Happy to announce that our new series of interviews with inspirational photographers from around the world opens up with Manchester-based photographer Lee Jeffries. After training his lenses on sport events, he changed the direction of his photography to artistic and intimate portraiture. Best-known for his Lost Angels project, Lee is currently immersing himself into street photography. Let’s find out more about the story behind his photographic journey.
GM: Could you please tell us about your first encounter with photography? What made you start as a photographer?
LJ: I first picked up a camera to shoot products for a cycling business I ran. As time went on those shots became more artistic and I found myself exploring other subjects too. I think everybody now knows the story of me being in London and meeting a young homeless girl… it was at that point that I honed my interest in portraits.
GM: Many of the portraits you take are so emotionally charged. How do you interact with your subjects?
LJ: I’m very much a project based. I have to go to areas and completely immerse myself in the community. I’m not there to take photographs actually, more to experience the beauty of people who live there. I spend all my time with to the point where I’m effectively accepted as being part of that community myself. The photographs I make are very much the final piece of an emotional journey. I’ve said it many times, in a strange sort of way I fall in love with the people I meet. Knowing I may never see them again I use the photograph as an avenue to let go… say goodbye if you like.
GM: Light and shadow play an essential role in your photographs. How do you achieve that powerful contrast?
LJ: I’m not so great at teaching technique. I think the biggest piece of advice I could offer in this respect is to experiment. Try different things with your camera and of course the available light. Having the ability to interpret a situation in terms of the light and shadow presented to you (I never create my own light) can only be learned with experimentation and then experience.
GM: Is there any editing software you prefer? How much time do you spend on retouching your shots?
LJ: I’m emotionally involved with every image I release. For that reason I can linger over the processing for quite long periods.

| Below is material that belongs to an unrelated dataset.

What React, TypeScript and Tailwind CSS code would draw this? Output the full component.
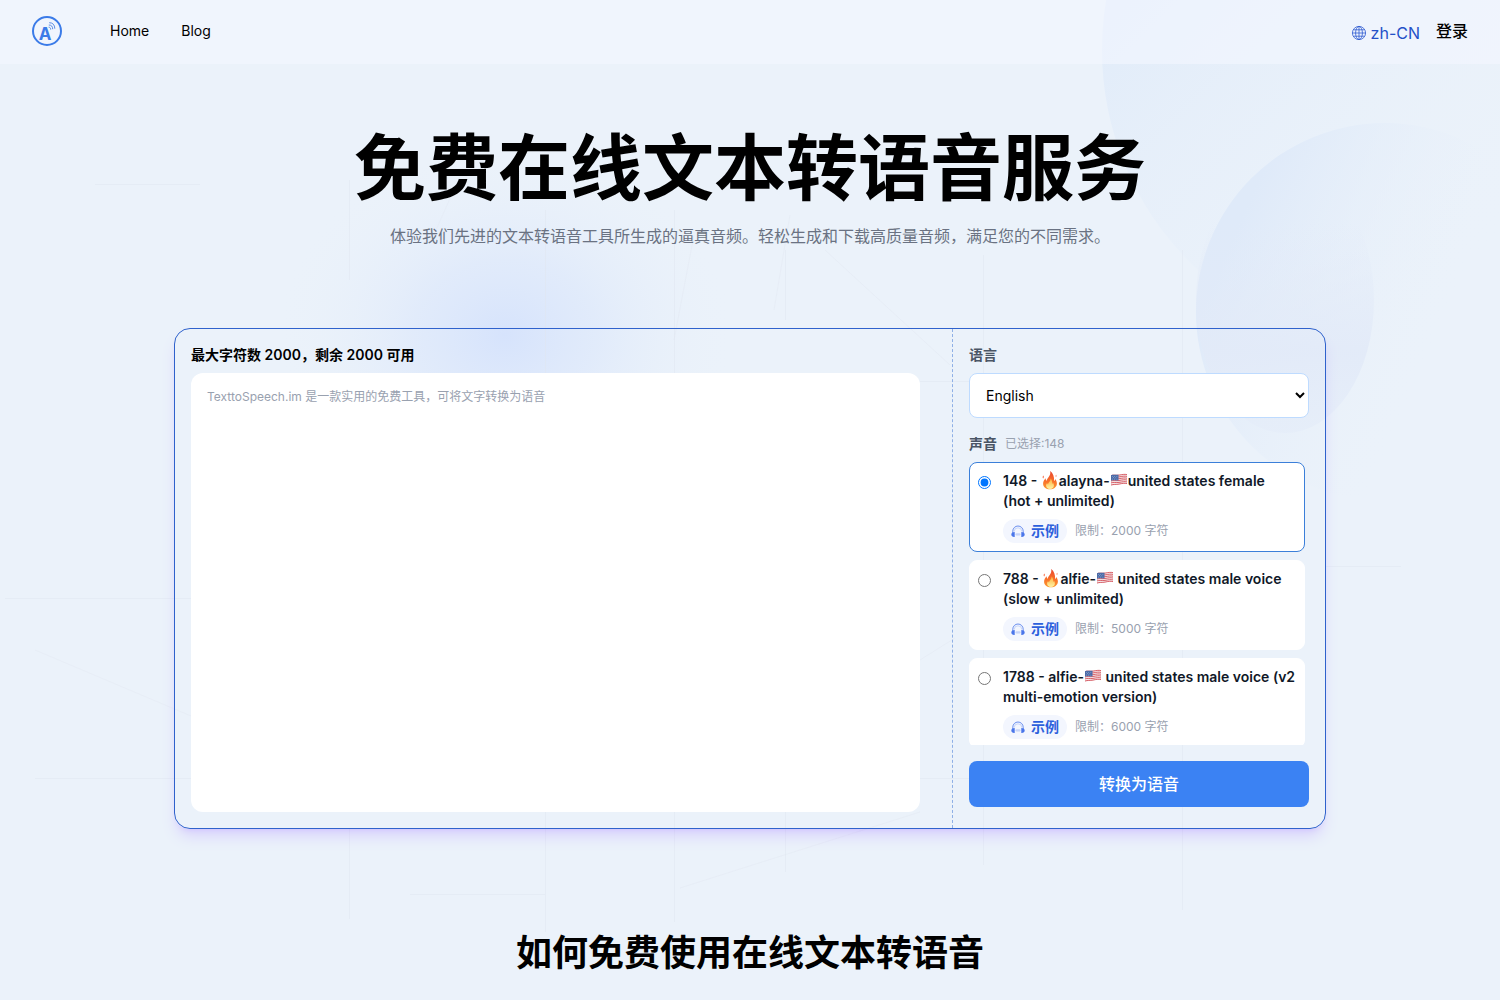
import React, { useState } from 'react';

interface Voice {
  id: number;
  name: React.ReactNode;
  limit: number;
}

const FireIcon = () => (
  <svg viewBox="0 0 17 20" className="inline-block w-[18px] h-5 -mt-1" role="img" aria-label="fire">
    <defs>
      <linearGradient id="flame" x1="0" y1="0" x2="0" y2="1">
        <stop offset="0" stopColor="#e8452c" />
        <stop offset="0.55" stopColor="#f9702a" />
        <stop offset="1" stopColor="#fb9a2e" />
      </linearGradient>
      <linearGradient id="flameCore" x1="0" y1="0" x2="0" y2="1">
        <stop offset="0" stopColor="#fdb13a" />
        <stop offset="1" stopColor="#fff3a6" />
      </linearGradient>
    </defs>
    <path
      fill="url(#flame)"
      d="M8.600 1c.7 2.500-.1 4.300-1.600 6.200C5.900 8.600 5.200 9.700 5.100 11 4.400 10.400 4.100 9.500 4.200 8.300 2.600 9.800 1.600 11.600 1.600 13.700 1.600 17.100 4.500 19.300 8.400 19.300s7-2.300 7-5.800c0-2.100-.8-3.400-1.500-4.600-.2 1-.6 1.700-1.300 2.200C12.900 6.700 11.600 3 8.600 1z"
    />
    <path
      fill="url(#flameCore)"
      d="M9 8.500c.3 2-1 3-2 4.400-.3.500-.4 1-.4 1.500-.5-.3-.8-.8-1-1.500-.7.800-1 1.700-1 2.600 0 2.200 1.600 3.500 3.900 3.500 2.200 0 3.900-1.300 3.900-3.500 0-1.200-.4-2-.9-2.800-.1.600-.3 1-.7 1.300.1-2.200-.4-4.200-1.800-5.500z"
    />
    <path fill="#f4572c" d="M1.800 5.500c.7 1 .6 1.900-.2 2.900-.6-.9-.5-1.900.2-2.900zM14.600 4.800c.5.900.5 1.600-.1 2.300-.5-.8-.4-1.500.1-2.300z" />
  </svg>
);

const FlagIcon = () => (
  <svg viewBox="0 0 17 14" className="inline-block w-[18px] h-[14px] -mt-1" role="img" aria-label="United States flag">
    <path fill="#f5e9ea" d="M.5 2.200C3 1.200 5.500 2.200 8.500 1.700S14 .6 16.500 1.200v9.600c-2.500-.6-5 .1-8 .6S3 12 .5 12.800z" />
    <g fill="none" stroke="#d9636b" strokeWidth="1">
      <path d="M.5 2.600C3 1.600 5.500 2.600 8.500 2.100s5.500-1.100 8-.5" />
      <path d="M.5 4.400C3 3.400 5.500 4.400 8.500 3.900s5.500-1.100 8-.5" />
      <path d="M.5 6.200C3 5.200 5.500 6.200 8.500 5.700s5.500-1.100 8-.5" />
      <path d="M.5 8C3 7 5.500 8 8.500 7.500s5.500-1.100 8-.5" />
      <path d="M.5 9.900C3 8.900 5.500 9.900 8.500 9.400s5.500-1.100 8-.5" />
      <path d="M.5 12C3 11 5.500 11.800 8.500 11.100s5.500-1.100 8-.5" />
    </g>
    <path fill="#4b6ba8" d="M.5 2.200C3 1.200 5 2.100 8 1.800v5.400C5 7.700 3 6.900.5 7.800z" />
    <g fill="#c9d5ec">
      <circle cx="2" cy="3.4" r="0.4" />
      <circle cx="4.200" cy="3.3" r="0.4" />
      <circle cx="6.400" cy="3.4" r="0.4" />
      <circle cx="3.100" cy="4.7" r="0.4" />
      <circle cx="5.300" cy="4.8" r="0.4" />
      <circle cx="2" cy="6" r="0.4" />
      <circle cx="4.200" cy="6" r="0.4" />
      <circle cx="6.400" cy="6.1" r="0.4" />
    </g>
  </svg>
);

const HeadphoneIcon = () => (
  <svg viewBox="0 0 14 14" className="w-3.5 h-3.5" fill="none" aria-hidden="true">
    <path d="M1.800 9V7.200a5.200 5.200 0 0 1 10.400 0V9" stroke="#5b83ec" strokeWidth="0.9" />
    <path d="M3.200 7.600a3.800 3.800 0 0 1 7.600 0" stroke="#a9bff6" strokeWidth="0.6" />
    <path d="M3.700 8v5C1.700 13.200.3 12.200.3 10.500S1.700 8 3.700 8zM10.300 8v5c2 .2 3.400-.8 3.400-2.500S12.300 8 10.300 8z" fill="#4a76ea" />
    <path d="M5 9.700v1.400M6 9v2.800M7 9.600v1.600M8 9v2.800M9 9.700v1.400" stroke="#9db6f5" strokeWidth="0.6" />
  </svg>
);

const GlobeIcon = () => (
  <svg viewBox="0 0 16 16" className="w-4 h-4" fill="none" stroke="#2f5bd0" strokeWidth="0.8" aria-hidden="true">
    <circle cx="8" cy="8" r="6.6" />
    <ellipse cx="8" cy="8" rx="3.4" ry="6.6" />
    <path d="M8 1.400v13.200M1.400 8h13.200M2.300 4.800h11.400M2.300 11.200h11.400" />
  </svg>
);

const Logo = () => (
  <svg viewBox="0 0 30 30" className="w-[30px] h-[30px]" fill="none" role="img" aria-label="TexttoSpeech">
    <circle cx="15" cy="15" r="14" stroke="#3b7be8" strokeWidth="2" />
    <text x="13" y="24" textAnchor="middle" fontSize="17" fontWeight="700" fill="#3b7be8">
      A
    </text>
    <g stroke="#4a80e0" strokeWidth="0.9" strokeLinecap="round">
      <path d="M17 11.200c1 0 1.700.8 1.700 2" />
      <path d="M17.200 9c2.200 0 3.500 1.500 3.500 3.800" />
      <path d="M17.600 6.700c3.300 0 5.200 2.200 5.200 5.600" />
    </g>
  </svg>
);

const Backdrop = () => (
  <svg
    viewBox="0 0 1500 1000"
    preserveAspectRatio="xMidYMin slice"
    className="absolute inset-0 w-full h-full pointer-events-none"
    fill="none"
    aria-hidden="true"
  >
    <defs>
      <radialGradient id="glow">
        <stop offset="0" stopColor="#d6e3fc" />
        <stop offset="0.4" stopColor="#dde8fb" stopOpacity="0.7" />
        <stop offset="1" stopColor="#ebf2fa" stopOpacity="0" />
      </radialGradient>
      <linearGradient id="discLarge" x1="0" y1="0.3" x2="0.6" y2="0.9">
        <stop offset="0" stopColor="#dbe8f9" stopOpacity="0.8" />
        <stop offset="1" stopColor="#ebf2fa" stopOpacity="0" />
      </linearGradient>
      <linearGradient id="discSmall" x1="0.1" y1="0.3" x2="0.8" y2="0.6">
        <stop offset="0" stopColor="#dfeaf9" />
        <stop offset="0.8" stopColor="#ebf2fa" stopOpacity="0" />
      </linearGradient>
      <linearGradient id="petal" x1="0" y1="0" x2="0" y2="1">
        <stop offset="0.2" stopColor="#e2eaf8" stopOpacity="0" />
        <stop offset="0.7" stopColor="#e2eaf8" stopOpacity="0.9" />
        <stop offset="1" stopColor="#e5edf9" stopOpacity="0.8" />
      </linearGradient>
    </defs>
    <ellipse cx="505" cy="335" rx="230" ry="190" fill="url(#glow)" />
    <circle cx="1402" cy="50" r="300" fill="url(#discLarge)" />
    <circle cx="1385" cy="312" r="189" fill="url(#discSmall)" />
    <ellipse cx="1285" cy="300" rx="89" ry="133" fill="url(#petal)" />
    <g stroke="#e0e6f0" strokeOpacity="0.5">
      <path d="M349.500 180v100M349.500 829v90M545.500 210v170M545.500 812v120M674.500 210v165M674.500 812v110M785.500 250v70M785.500 812v60M983.500 255v610M1182.500 250v660" />
      <path d="M95 184.500h105M5 598.500h186M35 778.500h156M410 894.500h135M920 778.500h60M1326 566.500h75M920 381.500h60" />
    </g>
    <g stroke="#e0e6f0" strokeOpacity="0.4">
      <path d="M35 650L191 716M436 230l20-45M674 340l20-105M825 250L950 365M790 215l-16 95M920 660l35-22M920 812L680 888" />
    </g>
  </svg>
);

const voices: Voice[] = [
  {
    id: 148,
    name: (
      <>
        <span>148 - </span>
        <FireIcon />
        <span>alayna-</span>
        <FlagIcon />
        <span>united states female </span>
        <span className="inline-block">(hot + unlimited)</span>
      </>
    ),
    limit: 2000,
  },
  {
    id: 788,
    name: (
      <>
        <span>788 - </span>
        <FireIcon />
        <span>alfie-</span>
        <FlagIcon />
        <span> united states male voice </span>
        <span className="inline-block">(slow + unlimited)</span>
      </>
    ),
    limit: 5000,
  },
  {
    id: 1788,
    name: (
      <>
        <span>1788 - alfie-</span>
        <FlagIcon />
        <span> united states male voice (v2 </span>
        <span className="inline-block">multi-emotion version)</span>
      </>
    ),
    limit: 6000,
  },
];

interface VoiceCardProps {
  voice: Voice;
  checked: boolean;
  onSelect: (id: number) => void;
}

const VoiceCard: React.FC<VoiceCardProps> = ({ voice, checked, onSelect }) => (
  <li
    className={`flex items-start gap-3 rounded-lg border bg-white py-2 pl-2 pr-1 ${
      checked ? 'border-[#3b7fd9]' : 'border-white'
    }`}
  >
    <input
      type="radio"
      name="voice"
      id={`voice-${voice.id}`}
      checked={checked}
      onChange={() => onSelect(voice.id)}
      className="mt-[5px] shrink-0"
    />
    <div className="min-w-0 flex-1">
      <label htmlFor={`voice-${voice.id}`} className="block text-sm font-semibold text-gray-900">
        {voice.name}
      </label>
      <div className="mt-2 flex items-center gap-2">
        <button
          type="button"
          className="flex h-6 items-center gap-1.5 rounded-full bg-[#f3f6fe] px-2 text-sm font-semibold text-[#2c60dc]"
        >
          <HeadphoneIcon />
          示例
        </button>
        <span className="text-xs text-gray-400">限制：{voice.limit} 字符</span>
      </div>
    </div>
  </li>
);

export default function App() {
  const [text, setText] = useState('');
  const [language, setLanguage] = useState('en');
  const [selected, setSelected] = useState(148);

  const maxLength = voices.find((voice) => voice.id === selected)?.limit ?? 2000;

  return (
    <div
      lang="zh-CN"
      className="relative min-h-screen overflow-hidden bg-[#ebf2fa] pb-6 font-['Inter','Noto_Sans_CJK_SC',sans-serif] text-black"
    >
      <Backdrop />

      <header className="relative flex h-16 items-center justify-between bg-[#f4f6ff]/60 px-8">
        <nav className="flex items-center gap-8 pb-0.5 text-sm">
          <a href="#" className="mr-4">
            <Logo />
          </a>
          <a href="#">Home</a>
          <a href="#">Blog</a>
        </nav>
        <div className="flex items-center gap-4">
          <button type="button" className="flex items-center gap-1 pt-0.5 text-[#2350c8]">
            <GlobeIcon />
            zh-CN
          </button>
          <a href="#" className="pb-0.5 font-medium">登录</a>
        </div>
      </header>

      <main className="relative px-8">
        <h1 className="mt-17 text-center text-7xl font-semibold">免费在线文本转语音服务</h1>
        <p className="mt-5 text-center text-gray-500">
          体验我们先进的文本转语音工具所生成的逼真音频。轻松生成和下载高质量音频，满足您的不同需求。
        </p>

        <form
          onSubmit={(e) => e.preventDefault()}
          className="mx-auto mt-20 flex max-w-6xl rounded-2xl border border-[#2f62cc] shadow-lg shadow-violet-500/20"
        >
          <div className="flex flex-1 flex-col gap-2 py-4 pl-4 pr-8">
            <label htmlFor="content" className="text-sm font-semibold">
              最大字符数 {maxLength}，剩余 {maxLength - text.length} 可用
            </label>
            <textarea
              id="content"
              value={text}
              maxLength={maxLength}
              onChange={(e) => setText(e.target.value)}
              placeholder="TexttoSpeech.im 是一款实用的免费工具，可将文字转换为语音"
              className="w-full flex-1 resize-none rounded-xl bg-white p-4 text-xs outline-none placeholder:text-gray-400"
            />
          </div>

          <div className="w-[373px] border-l border-dashed border-[#8fb0e6] px-4 pt-4 pb-[21px]">
            <label htmlFor="language" className="block text-sm font-semibold text-gray-600">
              语言
            </label>
            <select
              id="language"
              value={language}
              onChange={(e) => setLanguage(e.target.value)}
              className="mt-2 h-[45px] w-full rounded-lg border border-blue-200 bg-white px-3 text-sm"
            >
              <option value="en">English</option>
              <option value="zh">中文</option>
            </select>

            <div className="mt-4 flex items-center gap-2">
              <span className="text-sm font-semibold text-gray-600">声音</span>
              <span className="text-xs text-gray-400">已选择:{selected}</span>
            </div>
            <ul className="mt-2 mr-1 h-[283px] space-y-2 overflow-y-auto [scrollbar-width:none]">
              {voices.map((voice) => (
                <VoiceCard
                  key={voice.id}
                  voice={voice}
                  checked={voice.id === selected}
                  onSelect={setSelected}
                />
              ))}
            </ul>

            <button
              type="submit"
              className="mt-4 h-[46px] w-full rounded-lg bg-[#3b82f3] font-medium text-white"
            >
              转换为语音
            </button>
          </div>
        </form>

        <h2 className="mt-26 text-center text-4xl font-semibold">如何免费使用在线文本转语音</h2>
      </main>
    </div>
  );
}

Not because I’m necessarily doing anything to the image… more the fact that I find this time “with the image” really quite self-fulfilling both emotionally and intellectually.

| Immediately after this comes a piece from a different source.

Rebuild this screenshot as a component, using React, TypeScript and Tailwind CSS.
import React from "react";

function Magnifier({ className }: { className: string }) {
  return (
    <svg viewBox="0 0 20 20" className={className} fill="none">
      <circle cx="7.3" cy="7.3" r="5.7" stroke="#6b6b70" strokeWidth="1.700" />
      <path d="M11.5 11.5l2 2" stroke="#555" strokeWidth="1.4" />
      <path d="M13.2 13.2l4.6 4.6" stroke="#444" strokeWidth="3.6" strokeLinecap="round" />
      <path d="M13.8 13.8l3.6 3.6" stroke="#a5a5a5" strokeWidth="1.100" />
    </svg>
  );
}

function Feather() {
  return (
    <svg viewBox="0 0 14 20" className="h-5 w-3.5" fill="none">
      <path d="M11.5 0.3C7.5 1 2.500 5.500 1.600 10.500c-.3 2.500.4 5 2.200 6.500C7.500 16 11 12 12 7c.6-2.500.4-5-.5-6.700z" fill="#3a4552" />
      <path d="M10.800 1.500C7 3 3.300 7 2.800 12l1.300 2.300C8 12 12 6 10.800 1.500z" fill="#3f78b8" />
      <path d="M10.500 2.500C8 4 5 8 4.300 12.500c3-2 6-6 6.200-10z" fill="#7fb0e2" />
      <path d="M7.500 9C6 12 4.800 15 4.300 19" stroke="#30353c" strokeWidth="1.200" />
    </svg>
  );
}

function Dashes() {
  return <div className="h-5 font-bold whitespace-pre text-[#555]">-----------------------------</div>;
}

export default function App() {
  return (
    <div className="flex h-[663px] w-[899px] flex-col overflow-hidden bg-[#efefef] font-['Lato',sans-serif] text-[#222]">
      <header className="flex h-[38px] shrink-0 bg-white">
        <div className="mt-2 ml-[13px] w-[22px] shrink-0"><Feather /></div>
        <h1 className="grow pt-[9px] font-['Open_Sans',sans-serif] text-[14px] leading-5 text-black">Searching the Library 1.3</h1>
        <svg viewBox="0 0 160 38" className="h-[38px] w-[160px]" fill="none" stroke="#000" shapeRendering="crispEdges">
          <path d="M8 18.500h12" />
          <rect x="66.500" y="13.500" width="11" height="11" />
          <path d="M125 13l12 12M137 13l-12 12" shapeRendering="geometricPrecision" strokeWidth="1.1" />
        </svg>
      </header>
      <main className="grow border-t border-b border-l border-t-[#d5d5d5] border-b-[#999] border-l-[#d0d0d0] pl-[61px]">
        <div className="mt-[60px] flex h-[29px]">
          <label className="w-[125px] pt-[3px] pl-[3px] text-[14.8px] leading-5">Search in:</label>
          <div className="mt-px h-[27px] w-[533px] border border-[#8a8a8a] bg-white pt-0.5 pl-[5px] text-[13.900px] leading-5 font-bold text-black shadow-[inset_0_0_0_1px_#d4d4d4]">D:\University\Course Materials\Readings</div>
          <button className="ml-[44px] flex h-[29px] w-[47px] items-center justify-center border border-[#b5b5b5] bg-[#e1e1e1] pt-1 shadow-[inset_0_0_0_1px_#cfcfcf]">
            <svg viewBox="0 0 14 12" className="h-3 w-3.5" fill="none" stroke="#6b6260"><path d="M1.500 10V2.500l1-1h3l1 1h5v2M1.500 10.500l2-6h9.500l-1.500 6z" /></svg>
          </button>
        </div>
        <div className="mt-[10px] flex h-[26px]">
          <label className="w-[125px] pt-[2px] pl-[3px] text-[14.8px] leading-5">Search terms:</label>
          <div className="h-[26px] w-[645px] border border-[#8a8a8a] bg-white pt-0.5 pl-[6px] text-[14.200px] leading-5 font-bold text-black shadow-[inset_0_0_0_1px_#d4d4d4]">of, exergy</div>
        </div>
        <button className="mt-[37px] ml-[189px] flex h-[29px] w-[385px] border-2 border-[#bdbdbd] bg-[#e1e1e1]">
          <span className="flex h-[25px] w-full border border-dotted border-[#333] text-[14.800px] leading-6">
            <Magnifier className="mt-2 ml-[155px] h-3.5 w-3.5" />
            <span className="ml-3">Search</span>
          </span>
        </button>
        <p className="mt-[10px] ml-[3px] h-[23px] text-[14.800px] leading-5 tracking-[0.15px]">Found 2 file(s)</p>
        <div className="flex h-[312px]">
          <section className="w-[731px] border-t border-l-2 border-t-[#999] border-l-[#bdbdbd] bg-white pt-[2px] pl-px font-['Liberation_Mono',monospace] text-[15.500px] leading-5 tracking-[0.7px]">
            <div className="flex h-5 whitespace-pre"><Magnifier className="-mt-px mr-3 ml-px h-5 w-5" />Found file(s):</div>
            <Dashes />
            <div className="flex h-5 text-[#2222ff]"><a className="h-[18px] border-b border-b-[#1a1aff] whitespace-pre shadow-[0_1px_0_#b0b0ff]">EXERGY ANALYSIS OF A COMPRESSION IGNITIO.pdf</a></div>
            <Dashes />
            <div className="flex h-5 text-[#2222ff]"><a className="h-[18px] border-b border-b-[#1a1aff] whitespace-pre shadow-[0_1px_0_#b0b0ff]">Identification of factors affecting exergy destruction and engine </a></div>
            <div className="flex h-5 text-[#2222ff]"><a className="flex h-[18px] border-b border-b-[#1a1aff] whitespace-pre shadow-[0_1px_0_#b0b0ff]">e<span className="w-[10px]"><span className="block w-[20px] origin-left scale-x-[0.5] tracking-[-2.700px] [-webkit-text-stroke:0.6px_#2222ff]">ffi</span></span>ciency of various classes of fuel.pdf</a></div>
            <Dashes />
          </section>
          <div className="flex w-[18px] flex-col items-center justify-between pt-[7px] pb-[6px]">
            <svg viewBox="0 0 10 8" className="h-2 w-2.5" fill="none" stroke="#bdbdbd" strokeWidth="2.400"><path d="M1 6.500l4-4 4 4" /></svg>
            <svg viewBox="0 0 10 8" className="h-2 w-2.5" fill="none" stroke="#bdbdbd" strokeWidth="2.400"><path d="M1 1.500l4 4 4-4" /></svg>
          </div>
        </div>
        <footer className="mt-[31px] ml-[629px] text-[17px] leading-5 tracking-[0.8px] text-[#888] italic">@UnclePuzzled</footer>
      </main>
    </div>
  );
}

GM: What camera gear do you currently use? Do you take with you any additional equipment on a shooting day?
LJ: Nikon D810E. Nikon 24mm lens. Nothing else.
GM: Where do you find inspiration? Could you name a few photographers that you consider influential for your style?
LJ: Stephen Vanfleteren and James Nachtwey. It’s not their technical skills I find influential… more the fact that they “get it”. They “feel” their subjects. They have an inherent understanding of what lies beneath their subject matter and because of that they can eloquently present something that’s meaningful to all of us. I hope very much my images do the same.
GM: How would you define your photography in three words?
LJ: Emotional. Religious. Human.
GM: If you could start again as a photographer is there anything you would do differently? Are there any sectors you’d like to explore more?
LJ: Life “happens” and my photographic journey is no different. It’s been born of experiences and from pieces of people I love. I’m happy for it to be out of control in this way… It makes everything pure and ensures it comes from the right place.
GM: If it weren’t for photography, what else would you do?
LJ: I’m actually a full time accountant… so if it wasn’t for accountancy I would be doing much more photography ;-).
GM: Any words of wisdom for photography enthusiasts at the beginning of their journey?
LJ: I was just having this same conversation with a school pupil. Yes, learning the technical skills is very important….but be resolute on how you combine those skills with your own artistry. Artistry is inherent and can sometimes be stifled by over emphasis on the text book approach. Be confident in what you want to show and how you want to show it.
GM: What’s next for you in photography? What are your future projects?
LJ: Done work for Terry Malick. I’ve taken on a few commissions too, the cover image for Gin Wigmore’s new album for example. I’m never happier than when I’m out on the street so there will be plenty more to come.
Thanks to Lee for sharing his photographic experience with us.